— Begin —
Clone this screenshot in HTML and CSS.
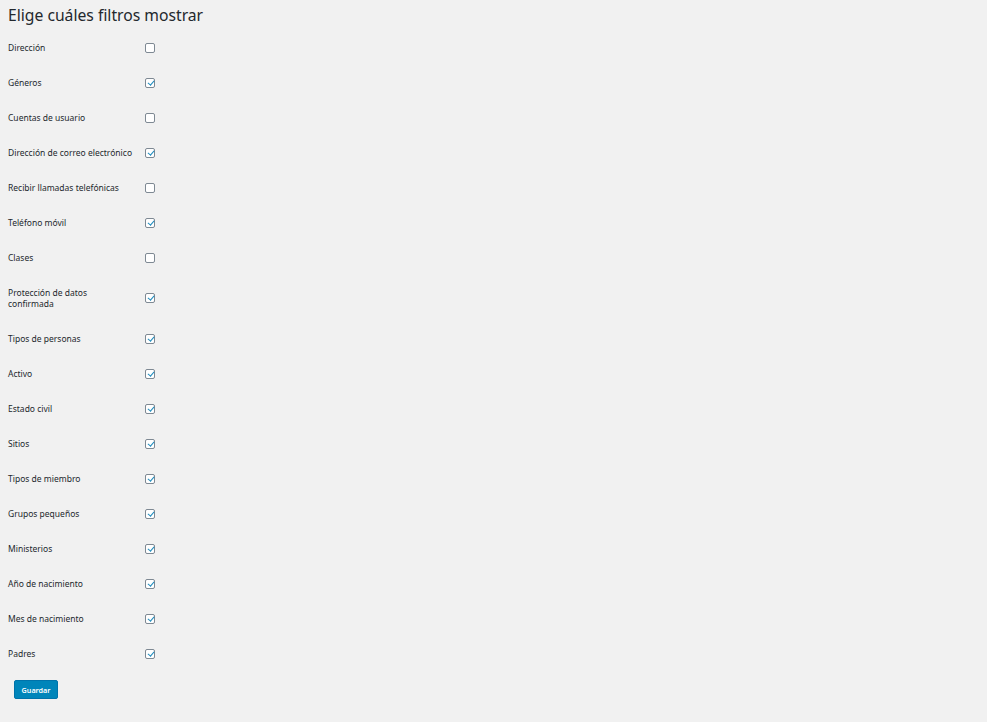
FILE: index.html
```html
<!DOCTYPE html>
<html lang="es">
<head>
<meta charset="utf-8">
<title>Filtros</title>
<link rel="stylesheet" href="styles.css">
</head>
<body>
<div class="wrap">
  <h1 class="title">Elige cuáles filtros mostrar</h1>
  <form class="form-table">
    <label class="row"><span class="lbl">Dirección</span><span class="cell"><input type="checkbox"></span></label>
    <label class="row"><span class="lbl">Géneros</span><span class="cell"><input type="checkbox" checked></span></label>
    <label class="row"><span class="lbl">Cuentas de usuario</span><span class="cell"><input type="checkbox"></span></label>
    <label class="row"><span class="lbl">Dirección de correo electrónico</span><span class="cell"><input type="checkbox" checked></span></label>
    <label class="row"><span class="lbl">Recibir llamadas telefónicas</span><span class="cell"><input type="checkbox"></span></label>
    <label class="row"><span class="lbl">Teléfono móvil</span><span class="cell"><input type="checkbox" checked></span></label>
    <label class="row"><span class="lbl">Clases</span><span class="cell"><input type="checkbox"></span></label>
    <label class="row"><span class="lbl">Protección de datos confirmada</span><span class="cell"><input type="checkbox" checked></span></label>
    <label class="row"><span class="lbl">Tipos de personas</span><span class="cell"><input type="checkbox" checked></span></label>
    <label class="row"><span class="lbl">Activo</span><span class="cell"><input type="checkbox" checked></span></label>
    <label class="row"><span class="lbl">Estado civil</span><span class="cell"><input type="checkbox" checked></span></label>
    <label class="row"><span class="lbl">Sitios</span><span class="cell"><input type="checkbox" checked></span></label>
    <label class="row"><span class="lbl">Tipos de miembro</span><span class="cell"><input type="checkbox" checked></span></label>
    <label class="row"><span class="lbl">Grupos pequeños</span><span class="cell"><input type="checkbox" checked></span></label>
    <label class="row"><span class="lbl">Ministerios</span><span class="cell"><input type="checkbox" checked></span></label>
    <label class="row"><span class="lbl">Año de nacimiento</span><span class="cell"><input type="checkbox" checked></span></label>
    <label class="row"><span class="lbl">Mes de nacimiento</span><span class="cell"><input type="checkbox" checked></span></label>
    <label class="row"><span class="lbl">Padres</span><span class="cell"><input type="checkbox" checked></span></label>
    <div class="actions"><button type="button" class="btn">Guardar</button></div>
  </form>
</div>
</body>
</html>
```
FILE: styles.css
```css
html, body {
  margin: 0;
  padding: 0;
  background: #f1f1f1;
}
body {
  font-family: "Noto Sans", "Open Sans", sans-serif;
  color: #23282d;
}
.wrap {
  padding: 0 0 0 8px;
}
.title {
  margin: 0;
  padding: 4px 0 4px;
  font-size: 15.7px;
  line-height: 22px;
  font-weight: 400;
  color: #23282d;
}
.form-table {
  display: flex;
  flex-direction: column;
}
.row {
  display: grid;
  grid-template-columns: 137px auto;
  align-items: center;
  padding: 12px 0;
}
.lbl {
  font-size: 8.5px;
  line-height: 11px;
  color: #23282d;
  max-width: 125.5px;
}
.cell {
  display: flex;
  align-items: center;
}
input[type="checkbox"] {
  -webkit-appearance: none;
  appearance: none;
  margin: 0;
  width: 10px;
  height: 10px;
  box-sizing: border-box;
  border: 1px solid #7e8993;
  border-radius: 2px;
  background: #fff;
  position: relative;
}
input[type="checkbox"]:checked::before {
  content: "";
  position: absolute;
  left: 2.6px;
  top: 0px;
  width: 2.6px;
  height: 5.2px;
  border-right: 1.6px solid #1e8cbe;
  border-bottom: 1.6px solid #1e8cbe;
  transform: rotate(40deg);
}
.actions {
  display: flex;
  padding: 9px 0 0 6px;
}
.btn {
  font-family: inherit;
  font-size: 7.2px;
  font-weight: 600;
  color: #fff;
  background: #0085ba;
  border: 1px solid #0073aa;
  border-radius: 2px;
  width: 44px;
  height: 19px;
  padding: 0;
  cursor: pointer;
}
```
— End —
— Begin —
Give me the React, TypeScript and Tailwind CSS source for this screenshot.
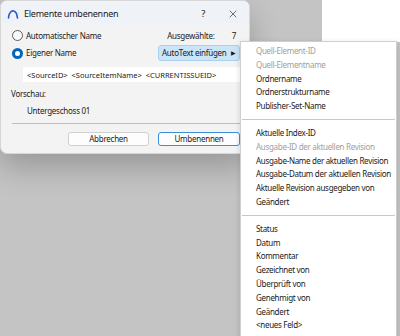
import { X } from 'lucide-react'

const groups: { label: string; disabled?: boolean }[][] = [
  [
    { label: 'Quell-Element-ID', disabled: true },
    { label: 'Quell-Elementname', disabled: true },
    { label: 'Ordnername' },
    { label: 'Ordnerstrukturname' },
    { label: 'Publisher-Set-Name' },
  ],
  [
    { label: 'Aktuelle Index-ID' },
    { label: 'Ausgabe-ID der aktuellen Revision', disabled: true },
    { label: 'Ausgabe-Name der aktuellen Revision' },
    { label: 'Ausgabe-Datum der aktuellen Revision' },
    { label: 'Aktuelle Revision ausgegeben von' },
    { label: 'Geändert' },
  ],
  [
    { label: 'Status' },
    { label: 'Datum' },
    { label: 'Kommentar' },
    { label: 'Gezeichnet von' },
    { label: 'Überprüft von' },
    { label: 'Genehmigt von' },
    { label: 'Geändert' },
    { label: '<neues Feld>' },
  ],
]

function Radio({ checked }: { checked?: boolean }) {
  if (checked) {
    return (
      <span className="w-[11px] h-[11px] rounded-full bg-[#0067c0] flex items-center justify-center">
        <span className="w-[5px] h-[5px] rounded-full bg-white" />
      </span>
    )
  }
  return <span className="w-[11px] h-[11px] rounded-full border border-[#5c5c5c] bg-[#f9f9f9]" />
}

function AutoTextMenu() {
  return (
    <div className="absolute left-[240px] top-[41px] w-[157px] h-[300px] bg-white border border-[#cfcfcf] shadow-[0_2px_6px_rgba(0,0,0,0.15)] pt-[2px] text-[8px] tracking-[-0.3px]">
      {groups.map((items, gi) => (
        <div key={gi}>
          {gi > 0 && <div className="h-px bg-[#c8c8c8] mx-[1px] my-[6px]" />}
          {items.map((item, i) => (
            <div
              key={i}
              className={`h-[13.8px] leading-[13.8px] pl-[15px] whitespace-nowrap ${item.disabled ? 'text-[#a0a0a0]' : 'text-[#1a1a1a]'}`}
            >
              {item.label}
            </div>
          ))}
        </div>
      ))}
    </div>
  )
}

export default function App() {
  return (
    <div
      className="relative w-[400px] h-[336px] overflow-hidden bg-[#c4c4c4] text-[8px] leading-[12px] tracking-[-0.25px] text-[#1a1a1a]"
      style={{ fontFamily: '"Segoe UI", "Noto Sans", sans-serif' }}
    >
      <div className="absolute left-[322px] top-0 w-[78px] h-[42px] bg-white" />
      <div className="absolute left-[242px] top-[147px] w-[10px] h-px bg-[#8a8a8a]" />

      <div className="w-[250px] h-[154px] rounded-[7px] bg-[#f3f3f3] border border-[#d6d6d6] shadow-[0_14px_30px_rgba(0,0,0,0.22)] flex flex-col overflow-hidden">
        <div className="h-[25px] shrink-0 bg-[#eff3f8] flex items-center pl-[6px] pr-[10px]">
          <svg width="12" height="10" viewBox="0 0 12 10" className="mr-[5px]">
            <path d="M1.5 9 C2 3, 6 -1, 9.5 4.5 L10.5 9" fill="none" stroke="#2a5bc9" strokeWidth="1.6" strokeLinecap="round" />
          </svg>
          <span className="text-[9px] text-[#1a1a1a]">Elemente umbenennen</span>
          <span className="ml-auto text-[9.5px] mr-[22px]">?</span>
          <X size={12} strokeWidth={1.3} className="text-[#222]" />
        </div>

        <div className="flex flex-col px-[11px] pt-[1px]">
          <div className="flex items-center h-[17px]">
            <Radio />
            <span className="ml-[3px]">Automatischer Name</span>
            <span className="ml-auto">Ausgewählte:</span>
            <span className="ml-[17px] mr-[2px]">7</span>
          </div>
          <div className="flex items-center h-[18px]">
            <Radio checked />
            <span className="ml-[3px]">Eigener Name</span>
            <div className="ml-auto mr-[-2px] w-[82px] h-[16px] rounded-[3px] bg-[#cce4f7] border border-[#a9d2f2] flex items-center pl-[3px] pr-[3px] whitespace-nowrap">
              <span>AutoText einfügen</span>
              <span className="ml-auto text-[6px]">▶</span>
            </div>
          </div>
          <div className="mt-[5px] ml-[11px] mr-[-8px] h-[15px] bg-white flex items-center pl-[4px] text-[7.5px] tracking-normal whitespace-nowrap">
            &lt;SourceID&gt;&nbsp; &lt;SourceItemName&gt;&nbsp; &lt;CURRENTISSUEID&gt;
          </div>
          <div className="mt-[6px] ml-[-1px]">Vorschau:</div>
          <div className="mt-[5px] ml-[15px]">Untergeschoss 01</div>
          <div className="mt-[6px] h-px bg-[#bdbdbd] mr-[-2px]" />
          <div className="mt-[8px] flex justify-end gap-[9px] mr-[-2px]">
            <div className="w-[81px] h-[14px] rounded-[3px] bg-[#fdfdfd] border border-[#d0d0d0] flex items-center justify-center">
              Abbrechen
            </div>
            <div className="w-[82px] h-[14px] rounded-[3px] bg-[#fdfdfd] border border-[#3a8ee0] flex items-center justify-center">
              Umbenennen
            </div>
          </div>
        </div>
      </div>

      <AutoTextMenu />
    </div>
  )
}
— End —
__STATED EXERCISE__
Pull out the lines above in which the word "this" appears.

__EXERCISE ANSWER__
Clone this screenshot in HTML and CSS.
Give me the React, TypeScript and Tailwind CSS source for this screenshot.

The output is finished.